▸ WHAT TO DO: Collect all lines containing the word "index" from the data.

**** WORKING DATA

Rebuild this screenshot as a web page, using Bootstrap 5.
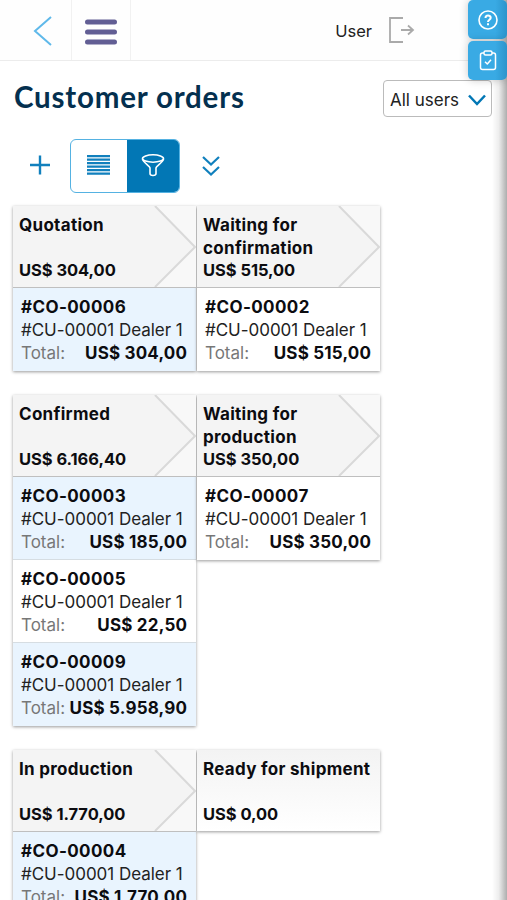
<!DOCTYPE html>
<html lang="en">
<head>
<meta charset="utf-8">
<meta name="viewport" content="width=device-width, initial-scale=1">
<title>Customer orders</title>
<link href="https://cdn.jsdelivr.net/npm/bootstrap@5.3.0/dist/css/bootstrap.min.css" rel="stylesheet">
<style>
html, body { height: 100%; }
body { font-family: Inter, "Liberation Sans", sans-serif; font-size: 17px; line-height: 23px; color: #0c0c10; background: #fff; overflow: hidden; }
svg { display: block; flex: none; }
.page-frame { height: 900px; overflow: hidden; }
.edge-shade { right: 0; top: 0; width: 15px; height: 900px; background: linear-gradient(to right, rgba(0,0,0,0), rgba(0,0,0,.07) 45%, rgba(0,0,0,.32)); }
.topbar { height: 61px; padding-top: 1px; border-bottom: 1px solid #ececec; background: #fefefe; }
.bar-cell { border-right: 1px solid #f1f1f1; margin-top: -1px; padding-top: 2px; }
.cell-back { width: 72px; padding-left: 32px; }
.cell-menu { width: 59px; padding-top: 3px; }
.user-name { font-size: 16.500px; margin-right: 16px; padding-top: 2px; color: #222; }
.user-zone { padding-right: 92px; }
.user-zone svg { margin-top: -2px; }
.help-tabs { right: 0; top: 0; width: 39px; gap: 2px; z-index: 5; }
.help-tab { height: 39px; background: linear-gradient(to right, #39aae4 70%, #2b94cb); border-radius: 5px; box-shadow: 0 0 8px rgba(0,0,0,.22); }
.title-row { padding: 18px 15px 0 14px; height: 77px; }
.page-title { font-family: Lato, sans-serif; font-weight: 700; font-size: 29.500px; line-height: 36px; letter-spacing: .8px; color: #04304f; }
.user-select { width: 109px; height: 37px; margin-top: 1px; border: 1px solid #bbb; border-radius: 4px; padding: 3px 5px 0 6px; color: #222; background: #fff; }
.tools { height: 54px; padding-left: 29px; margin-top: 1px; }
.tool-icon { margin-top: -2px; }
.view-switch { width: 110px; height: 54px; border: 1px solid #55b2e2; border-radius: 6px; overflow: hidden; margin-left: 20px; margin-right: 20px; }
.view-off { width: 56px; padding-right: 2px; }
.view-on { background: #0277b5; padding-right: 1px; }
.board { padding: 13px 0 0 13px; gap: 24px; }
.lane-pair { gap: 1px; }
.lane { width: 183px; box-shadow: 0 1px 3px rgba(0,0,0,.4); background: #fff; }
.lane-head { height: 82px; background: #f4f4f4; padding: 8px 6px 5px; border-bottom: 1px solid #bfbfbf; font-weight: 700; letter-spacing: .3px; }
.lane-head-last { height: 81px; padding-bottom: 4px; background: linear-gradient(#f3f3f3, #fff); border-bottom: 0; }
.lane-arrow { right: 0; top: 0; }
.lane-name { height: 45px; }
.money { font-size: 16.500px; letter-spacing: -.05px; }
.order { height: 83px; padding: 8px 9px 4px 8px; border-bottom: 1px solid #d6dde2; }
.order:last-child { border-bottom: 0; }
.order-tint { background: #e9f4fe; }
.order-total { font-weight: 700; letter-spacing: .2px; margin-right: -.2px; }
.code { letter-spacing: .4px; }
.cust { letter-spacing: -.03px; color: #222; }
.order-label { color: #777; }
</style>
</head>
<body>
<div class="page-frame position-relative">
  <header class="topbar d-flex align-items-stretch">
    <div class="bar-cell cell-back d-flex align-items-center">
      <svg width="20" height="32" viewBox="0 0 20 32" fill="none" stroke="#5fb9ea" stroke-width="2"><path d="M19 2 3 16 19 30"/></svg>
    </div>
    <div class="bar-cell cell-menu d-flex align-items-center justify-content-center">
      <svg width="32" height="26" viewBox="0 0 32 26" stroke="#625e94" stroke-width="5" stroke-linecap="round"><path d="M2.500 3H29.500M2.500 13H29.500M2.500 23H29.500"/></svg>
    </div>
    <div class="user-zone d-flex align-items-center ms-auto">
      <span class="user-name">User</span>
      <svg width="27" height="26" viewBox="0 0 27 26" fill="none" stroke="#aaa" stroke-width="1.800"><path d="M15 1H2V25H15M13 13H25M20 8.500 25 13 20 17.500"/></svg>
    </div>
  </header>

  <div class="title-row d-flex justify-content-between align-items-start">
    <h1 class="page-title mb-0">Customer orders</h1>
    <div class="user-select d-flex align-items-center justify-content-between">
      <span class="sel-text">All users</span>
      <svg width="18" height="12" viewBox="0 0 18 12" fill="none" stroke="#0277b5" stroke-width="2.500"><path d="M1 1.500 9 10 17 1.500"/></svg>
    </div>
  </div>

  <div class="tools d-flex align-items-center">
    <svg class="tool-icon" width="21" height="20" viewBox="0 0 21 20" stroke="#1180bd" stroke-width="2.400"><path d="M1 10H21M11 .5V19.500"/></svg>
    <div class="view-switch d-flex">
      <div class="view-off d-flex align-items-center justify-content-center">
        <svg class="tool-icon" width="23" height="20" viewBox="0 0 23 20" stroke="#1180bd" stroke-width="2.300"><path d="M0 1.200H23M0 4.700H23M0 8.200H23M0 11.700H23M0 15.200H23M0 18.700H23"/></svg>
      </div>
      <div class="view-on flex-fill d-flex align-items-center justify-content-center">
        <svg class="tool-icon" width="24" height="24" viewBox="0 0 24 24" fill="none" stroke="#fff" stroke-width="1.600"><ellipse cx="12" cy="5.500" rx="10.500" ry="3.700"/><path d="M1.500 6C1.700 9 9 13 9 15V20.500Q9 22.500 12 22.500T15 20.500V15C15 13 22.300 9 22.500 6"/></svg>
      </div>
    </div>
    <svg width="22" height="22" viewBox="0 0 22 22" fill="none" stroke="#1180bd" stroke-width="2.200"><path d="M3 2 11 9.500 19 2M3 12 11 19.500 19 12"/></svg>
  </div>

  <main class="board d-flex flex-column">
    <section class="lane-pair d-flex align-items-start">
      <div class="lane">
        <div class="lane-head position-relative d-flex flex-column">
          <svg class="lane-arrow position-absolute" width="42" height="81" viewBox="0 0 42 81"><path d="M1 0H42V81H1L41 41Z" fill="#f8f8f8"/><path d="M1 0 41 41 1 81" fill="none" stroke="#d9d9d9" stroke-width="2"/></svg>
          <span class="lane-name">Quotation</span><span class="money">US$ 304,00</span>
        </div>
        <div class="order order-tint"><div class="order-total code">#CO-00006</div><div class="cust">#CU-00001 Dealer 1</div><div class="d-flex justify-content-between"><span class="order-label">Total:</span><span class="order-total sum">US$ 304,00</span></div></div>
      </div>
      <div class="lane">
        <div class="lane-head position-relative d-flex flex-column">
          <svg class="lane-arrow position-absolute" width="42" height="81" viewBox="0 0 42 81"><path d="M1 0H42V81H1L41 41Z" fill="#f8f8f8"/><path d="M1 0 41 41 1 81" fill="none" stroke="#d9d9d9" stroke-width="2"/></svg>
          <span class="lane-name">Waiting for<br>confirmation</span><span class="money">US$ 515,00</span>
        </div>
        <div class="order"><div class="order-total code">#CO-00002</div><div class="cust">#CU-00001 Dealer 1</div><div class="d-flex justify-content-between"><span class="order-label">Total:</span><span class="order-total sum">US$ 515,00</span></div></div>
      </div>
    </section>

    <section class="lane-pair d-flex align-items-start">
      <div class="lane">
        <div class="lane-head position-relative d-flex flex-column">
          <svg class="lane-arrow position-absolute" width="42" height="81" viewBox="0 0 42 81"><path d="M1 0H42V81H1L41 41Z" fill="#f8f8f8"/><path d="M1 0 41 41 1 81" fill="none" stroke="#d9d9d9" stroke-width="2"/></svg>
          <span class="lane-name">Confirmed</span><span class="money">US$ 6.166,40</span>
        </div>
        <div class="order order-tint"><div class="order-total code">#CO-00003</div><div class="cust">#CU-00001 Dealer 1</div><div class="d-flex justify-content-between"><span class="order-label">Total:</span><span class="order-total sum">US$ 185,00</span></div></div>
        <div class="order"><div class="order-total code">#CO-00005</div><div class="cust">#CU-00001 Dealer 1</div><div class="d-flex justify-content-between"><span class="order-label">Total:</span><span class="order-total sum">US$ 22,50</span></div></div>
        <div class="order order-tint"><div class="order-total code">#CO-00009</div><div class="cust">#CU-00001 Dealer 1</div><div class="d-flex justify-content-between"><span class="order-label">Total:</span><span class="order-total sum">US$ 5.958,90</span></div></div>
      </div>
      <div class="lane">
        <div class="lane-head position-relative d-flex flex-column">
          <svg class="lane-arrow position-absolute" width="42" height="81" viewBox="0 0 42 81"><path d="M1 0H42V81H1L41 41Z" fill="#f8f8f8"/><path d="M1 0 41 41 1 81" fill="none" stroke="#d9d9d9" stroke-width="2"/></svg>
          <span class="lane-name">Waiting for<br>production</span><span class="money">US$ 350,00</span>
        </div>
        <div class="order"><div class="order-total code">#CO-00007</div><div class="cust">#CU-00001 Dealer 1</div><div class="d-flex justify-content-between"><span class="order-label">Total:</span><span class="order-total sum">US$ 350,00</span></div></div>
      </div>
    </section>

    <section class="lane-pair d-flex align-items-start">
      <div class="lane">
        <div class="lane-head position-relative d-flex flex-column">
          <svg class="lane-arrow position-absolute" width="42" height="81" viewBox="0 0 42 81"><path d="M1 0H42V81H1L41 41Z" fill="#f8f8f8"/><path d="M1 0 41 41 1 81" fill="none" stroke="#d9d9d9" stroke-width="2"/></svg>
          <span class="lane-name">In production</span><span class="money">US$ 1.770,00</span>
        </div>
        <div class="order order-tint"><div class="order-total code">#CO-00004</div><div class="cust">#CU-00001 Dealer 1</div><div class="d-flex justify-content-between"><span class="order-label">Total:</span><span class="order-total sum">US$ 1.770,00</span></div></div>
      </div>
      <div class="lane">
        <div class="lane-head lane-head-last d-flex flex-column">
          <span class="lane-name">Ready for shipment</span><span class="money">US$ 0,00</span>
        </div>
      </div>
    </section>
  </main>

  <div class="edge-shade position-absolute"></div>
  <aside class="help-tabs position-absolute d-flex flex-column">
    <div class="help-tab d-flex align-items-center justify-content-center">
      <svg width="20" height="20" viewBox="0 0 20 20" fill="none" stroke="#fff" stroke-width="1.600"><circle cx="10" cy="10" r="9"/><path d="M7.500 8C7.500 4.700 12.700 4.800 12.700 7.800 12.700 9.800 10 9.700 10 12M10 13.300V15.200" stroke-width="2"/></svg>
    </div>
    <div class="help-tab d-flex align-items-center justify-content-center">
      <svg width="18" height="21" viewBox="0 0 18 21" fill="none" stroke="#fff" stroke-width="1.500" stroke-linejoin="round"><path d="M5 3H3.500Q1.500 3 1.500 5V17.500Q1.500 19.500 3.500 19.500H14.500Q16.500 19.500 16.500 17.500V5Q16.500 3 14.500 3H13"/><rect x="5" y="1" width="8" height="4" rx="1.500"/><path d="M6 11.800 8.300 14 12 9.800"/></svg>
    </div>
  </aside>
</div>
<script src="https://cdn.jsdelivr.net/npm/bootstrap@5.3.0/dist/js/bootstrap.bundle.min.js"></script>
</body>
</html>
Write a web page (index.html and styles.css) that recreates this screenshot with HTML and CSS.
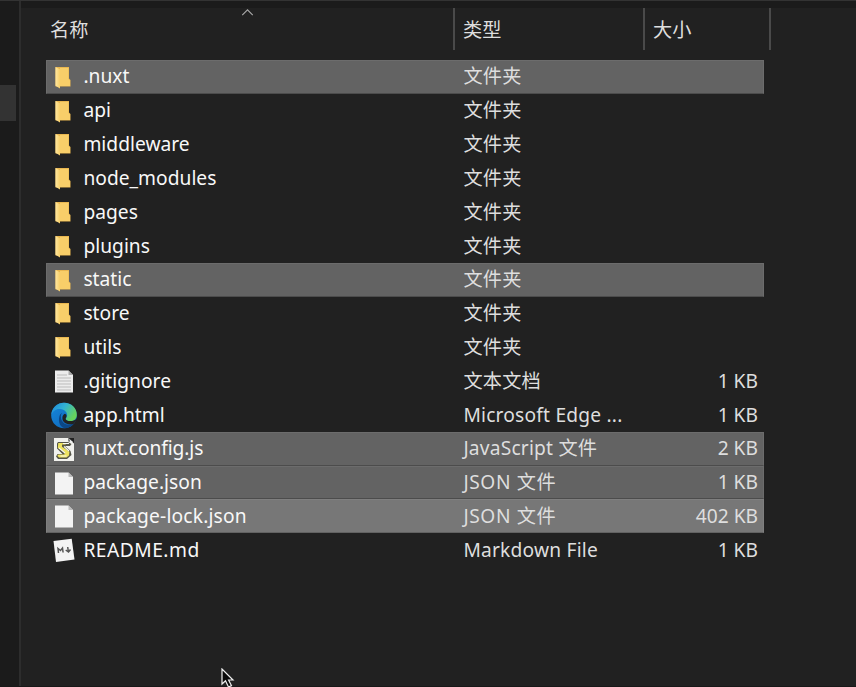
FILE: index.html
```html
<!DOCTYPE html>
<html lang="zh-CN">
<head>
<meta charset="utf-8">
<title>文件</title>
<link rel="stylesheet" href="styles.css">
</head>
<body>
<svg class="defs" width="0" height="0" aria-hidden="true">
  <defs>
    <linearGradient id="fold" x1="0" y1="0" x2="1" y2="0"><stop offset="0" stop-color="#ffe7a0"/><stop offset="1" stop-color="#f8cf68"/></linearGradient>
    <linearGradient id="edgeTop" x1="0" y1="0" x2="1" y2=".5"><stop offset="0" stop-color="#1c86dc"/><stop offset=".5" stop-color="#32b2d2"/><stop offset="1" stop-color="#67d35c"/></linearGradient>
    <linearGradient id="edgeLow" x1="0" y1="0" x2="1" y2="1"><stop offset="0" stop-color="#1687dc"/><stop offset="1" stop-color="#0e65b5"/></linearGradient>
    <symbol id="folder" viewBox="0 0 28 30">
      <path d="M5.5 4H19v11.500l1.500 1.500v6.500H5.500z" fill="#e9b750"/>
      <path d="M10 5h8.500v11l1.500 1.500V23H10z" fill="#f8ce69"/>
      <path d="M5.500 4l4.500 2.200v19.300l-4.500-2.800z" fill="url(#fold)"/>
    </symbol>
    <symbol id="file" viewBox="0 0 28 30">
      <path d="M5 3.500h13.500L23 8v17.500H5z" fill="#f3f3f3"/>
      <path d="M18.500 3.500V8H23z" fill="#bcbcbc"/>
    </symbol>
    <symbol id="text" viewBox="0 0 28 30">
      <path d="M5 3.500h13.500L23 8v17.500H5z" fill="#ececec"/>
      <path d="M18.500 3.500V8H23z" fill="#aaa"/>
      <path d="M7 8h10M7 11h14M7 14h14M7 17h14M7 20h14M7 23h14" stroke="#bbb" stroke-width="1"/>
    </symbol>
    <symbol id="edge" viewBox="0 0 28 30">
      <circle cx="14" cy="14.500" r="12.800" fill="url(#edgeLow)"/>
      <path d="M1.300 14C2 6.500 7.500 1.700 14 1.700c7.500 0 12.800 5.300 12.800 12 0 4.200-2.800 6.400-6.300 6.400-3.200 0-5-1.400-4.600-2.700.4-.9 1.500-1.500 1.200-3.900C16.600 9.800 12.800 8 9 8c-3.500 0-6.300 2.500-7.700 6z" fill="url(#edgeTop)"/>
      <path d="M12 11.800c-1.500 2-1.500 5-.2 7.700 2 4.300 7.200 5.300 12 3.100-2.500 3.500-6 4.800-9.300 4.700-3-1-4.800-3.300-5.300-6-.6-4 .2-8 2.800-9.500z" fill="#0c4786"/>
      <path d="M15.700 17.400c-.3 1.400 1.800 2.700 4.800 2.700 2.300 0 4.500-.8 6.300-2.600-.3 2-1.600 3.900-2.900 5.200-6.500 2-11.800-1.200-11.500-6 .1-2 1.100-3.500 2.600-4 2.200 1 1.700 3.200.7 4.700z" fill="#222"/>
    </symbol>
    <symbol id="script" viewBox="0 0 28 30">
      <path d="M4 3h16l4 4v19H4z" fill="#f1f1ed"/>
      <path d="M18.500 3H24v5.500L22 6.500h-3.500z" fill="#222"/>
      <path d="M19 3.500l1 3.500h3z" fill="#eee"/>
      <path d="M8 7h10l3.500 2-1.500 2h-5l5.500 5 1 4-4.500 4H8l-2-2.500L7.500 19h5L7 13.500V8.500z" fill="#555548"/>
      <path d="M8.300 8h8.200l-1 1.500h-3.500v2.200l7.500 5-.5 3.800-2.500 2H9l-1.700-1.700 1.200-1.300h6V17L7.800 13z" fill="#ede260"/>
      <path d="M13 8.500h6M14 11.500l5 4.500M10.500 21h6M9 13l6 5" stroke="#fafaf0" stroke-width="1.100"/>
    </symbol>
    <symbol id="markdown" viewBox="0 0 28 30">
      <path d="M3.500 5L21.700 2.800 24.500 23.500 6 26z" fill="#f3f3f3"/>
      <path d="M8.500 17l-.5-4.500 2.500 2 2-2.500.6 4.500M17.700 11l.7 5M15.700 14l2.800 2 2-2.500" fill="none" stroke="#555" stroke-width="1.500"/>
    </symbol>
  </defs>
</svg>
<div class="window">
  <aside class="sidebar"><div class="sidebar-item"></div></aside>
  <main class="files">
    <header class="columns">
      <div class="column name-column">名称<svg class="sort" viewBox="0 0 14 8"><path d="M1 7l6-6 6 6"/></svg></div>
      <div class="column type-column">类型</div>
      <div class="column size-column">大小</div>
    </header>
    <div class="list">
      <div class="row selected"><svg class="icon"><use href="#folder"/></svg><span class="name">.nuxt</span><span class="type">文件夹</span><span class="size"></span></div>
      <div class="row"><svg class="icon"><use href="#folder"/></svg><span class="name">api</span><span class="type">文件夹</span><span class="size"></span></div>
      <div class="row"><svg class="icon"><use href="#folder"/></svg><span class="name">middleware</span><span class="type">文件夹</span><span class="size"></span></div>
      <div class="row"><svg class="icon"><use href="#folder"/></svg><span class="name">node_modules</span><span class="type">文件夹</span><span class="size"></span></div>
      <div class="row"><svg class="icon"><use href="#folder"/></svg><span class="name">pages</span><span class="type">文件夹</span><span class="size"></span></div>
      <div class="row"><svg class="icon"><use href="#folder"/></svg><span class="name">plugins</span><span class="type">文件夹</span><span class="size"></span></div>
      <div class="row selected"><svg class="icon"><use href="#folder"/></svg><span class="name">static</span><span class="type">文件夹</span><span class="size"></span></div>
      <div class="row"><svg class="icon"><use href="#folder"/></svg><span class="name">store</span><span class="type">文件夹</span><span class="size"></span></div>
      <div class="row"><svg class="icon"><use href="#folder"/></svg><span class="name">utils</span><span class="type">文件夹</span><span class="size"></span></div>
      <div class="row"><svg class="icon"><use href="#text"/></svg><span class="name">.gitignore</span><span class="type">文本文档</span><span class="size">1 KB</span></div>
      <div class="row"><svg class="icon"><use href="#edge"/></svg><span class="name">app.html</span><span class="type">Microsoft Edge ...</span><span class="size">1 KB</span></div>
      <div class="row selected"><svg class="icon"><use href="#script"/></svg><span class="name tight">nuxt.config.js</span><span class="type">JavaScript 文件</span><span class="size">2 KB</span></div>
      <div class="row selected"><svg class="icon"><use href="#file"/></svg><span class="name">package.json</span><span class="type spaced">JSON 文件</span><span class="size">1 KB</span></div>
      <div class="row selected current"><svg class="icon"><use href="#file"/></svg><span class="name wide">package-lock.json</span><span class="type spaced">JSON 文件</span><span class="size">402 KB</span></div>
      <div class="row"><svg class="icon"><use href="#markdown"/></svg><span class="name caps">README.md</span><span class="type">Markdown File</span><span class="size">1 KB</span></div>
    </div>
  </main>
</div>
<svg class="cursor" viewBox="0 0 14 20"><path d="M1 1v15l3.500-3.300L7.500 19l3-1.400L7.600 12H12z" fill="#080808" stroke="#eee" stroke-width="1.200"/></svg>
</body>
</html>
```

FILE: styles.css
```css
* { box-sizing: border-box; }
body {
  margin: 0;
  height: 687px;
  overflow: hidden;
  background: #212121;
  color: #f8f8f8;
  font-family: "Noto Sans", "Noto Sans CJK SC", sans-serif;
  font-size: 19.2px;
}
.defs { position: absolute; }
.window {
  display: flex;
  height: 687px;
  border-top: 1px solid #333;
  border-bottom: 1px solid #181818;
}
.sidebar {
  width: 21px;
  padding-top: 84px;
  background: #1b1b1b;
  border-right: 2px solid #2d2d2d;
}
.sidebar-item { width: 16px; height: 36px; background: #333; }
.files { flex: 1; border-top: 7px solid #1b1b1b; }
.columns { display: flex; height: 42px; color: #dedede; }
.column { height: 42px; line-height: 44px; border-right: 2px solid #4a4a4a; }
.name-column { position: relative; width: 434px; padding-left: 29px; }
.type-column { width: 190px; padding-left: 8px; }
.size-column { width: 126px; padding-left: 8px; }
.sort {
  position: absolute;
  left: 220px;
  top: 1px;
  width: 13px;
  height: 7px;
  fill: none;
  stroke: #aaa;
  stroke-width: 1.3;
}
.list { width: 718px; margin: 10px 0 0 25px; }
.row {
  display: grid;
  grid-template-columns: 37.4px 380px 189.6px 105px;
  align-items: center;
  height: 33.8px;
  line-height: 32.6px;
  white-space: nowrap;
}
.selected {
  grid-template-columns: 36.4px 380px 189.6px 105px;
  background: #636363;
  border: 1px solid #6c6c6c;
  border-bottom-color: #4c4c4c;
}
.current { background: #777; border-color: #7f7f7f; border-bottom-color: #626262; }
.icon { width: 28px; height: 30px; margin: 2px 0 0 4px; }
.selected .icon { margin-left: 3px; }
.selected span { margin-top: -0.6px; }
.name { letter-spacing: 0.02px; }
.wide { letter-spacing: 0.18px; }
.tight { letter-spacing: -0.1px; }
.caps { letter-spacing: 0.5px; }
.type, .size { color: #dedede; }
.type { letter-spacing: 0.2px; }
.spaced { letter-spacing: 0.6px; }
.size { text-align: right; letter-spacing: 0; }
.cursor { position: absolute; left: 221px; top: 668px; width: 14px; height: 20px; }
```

********

▸ FINISHED ANSWER:
.help-tabs { right: 0; top: 0; width: 39px; gap: 2px; z-index: 5; }
Write a web page (index.html and styles.css) that recreates this screenshot with HTML and CSS.
FILE: index.html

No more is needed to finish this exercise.